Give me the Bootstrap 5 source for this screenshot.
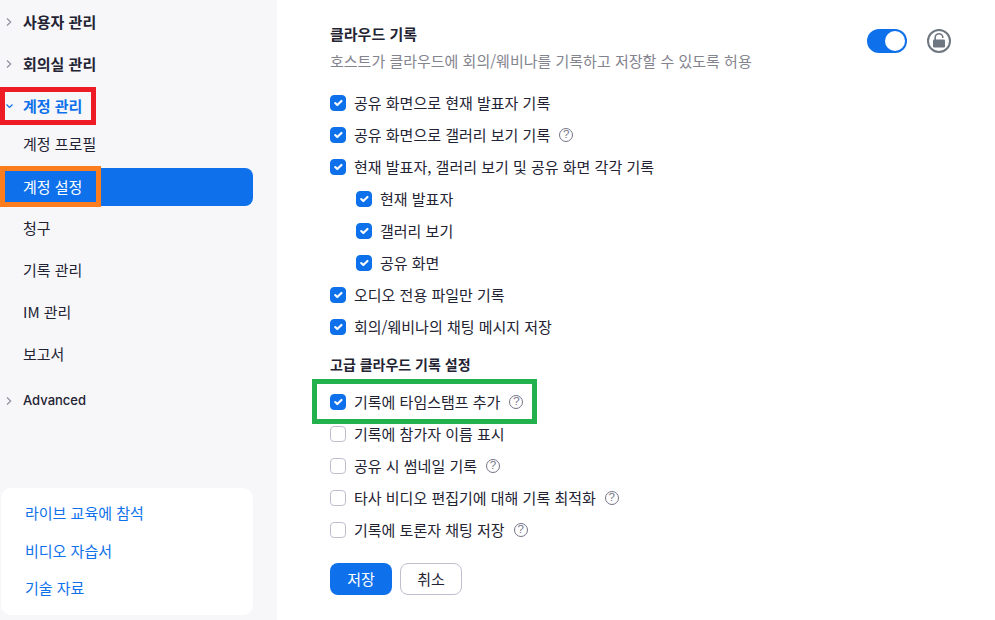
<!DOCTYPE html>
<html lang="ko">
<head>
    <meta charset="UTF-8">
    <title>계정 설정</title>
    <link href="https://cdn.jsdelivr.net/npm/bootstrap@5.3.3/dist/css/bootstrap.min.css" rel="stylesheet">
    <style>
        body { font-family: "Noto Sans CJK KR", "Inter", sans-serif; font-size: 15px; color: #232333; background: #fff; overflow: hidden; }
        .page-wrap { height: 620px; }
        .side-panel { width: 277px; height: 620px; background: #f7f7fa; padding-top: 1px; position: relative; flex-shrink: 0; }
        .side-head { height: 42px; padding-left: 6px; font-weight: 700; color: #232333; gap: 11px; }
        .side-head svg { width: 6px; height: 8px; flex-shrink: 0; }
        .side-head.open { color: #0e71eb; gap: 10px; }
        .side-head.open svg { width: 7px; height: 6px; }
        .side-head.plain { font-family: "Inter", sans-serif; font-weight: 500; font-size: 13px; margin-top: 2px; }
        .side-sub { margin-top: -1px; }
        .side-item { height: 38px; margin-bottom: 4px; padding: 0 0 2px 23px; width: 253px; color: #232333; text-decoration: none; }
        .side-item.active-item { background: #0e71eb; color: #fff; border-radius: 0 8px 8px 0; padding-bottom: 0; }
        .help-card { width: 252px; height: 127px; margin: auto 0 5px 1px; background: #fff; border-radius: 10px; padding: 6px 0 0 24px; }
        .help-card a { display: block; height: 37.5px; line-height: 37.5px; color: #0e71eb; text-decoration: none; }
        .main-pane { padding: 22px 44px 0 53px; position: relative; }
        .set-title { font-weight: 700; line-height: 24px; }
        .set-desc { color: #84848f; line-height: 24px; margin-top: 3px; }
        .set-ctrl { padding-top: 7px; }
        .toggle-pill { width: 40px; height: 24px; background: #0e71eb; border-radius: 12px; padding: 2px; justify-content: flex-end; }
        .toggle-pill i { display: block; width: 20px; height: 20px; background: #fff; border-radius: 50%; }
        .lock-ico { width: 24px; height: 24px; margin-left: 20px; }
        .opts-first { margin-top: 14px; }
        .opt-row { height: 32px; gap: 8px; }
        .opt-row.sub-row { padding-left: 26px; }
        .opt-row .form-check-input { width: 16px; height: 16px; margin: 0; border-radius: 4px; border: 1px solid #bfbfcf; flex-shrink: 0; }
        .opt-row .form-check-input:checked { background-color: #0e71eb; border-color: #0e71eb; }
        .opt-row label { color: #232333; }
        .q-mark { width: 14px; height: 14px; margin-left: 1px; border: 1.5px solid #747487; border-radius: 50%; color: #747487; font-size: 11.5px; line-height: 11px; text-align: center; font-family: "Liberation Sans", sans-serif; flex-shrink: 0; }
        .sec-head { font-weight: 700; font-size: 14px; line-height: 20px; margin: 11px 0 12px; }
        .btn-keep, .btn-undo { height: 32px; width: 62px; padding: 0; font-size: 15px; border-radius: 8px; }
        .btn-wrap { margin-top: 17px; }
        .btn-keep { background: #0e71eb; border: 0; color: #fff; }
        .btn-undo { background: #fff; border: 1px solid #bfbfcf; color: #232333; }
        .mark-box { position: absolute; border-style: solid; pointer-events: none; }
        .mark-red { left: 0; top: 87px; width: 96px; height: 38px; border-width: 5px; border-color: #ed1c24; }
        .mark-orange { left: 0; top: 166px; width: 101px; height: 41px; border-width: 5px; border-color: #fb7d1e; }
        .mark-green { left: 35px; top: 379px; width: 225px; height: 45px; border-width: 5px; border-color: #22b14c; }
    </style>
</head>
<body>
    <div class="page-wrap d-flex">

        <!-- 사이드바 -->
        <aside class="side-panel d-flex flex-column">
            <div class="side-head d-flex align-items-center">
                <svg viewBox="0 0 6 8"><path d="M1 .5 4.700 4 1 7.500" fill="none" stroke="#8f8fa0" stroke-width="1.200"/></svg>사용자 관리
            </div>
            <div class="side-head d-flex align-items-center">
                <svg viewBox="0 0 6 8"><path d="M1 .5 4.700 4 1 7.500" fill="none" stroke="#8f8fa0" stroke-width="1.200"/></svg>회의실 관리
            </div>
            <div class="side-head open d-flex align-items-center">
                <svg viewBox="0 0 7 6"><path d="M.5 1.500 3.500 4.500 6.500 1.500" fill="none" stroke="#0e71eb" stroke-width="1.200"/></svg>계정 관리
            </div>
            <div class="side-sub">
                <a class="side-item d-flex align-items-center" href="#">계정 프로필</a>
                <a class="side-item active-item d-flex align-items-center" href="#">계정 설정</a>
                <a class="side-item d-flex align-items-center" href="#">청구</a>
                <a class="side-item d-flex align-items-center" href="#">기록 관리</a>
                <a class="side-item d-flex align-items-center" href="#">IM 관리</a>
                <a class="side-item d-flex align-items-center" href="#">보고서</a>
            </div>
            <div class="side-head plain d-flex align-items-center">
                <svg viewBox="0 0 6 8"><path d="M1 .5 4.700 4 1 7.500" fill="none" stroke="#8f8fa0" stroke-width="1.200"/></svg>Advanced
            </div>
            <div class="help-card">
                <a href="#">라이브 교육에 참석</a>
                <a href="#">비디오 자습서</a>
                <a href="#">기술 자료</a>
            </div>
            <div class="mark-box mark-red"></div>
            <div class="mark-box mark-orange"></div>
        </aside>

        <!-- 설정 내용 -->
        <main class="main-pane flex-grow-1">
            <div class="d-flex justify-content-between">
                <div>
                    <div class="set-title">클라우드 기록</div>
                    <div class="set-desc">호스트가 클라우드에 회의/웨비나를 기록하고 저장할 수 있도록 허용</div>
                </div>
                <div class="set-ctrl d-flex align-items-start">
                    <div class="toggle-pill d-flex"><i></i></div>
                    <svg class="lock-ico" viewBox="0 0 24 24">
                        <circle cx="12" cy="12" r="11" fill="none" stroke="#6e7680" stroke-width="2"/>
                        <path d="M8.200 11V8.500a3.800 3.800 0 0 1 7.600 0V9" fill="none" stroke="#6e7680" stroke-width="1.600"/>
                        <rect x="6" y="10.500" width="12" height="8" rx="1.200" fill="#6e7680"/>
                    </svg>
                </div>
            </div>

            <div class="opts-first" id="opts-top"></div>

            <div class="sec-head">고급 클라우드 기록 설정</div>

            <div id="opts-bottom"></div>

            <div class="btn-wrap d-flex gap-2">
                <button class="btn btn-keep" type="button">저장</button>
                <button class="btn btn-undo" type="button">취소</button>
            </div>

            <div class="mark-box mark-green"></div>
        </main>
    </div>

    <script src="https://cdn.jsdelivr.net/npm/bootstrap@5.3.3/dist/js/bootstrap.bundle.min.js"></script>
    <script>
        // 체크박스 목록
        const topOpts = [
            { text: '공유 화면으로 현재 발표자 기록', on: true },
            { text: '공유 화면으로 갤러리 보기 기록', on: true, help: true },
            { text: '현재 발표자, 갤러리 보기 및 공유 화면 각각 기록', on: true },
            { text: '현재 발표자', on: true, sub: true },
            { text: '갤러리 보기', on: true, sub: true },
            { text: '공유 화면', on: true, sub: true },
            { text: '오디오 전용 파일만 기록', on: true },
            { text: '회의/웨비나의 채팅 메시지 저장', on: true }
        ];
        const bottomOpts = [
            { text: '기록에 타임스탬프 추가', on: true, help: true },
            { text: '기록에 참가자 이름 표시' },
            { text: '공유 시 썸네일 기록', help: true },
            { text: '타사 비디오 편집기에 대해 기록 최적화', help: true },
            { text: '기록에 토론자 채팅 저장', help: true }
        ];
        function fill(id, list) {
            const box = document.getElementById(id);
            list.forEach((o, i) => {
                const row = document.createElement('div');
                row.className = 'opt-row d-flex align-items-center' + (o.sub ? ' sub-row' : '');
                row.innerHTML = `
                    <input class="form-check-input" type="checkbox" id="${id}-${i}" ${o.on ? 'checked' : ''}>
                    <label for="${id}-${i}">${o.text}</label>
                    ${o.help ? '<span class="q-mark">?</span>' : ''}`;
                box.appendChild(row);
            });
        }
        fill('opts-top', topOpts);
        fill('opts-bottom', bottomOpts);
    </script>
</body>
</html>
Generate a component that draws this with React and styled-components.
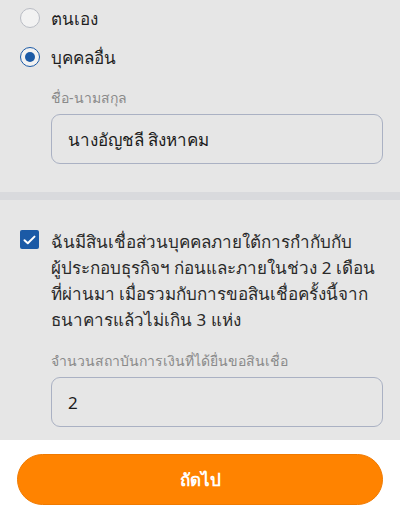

__WHAT IS EXPECTED__
Which lines hold the word "this"? Copy each of them from the records.

__FULL OUTPUT__
Give me the Bootstrap 5 source for this screenshot.
Generate a component that draws this with React and styled-components.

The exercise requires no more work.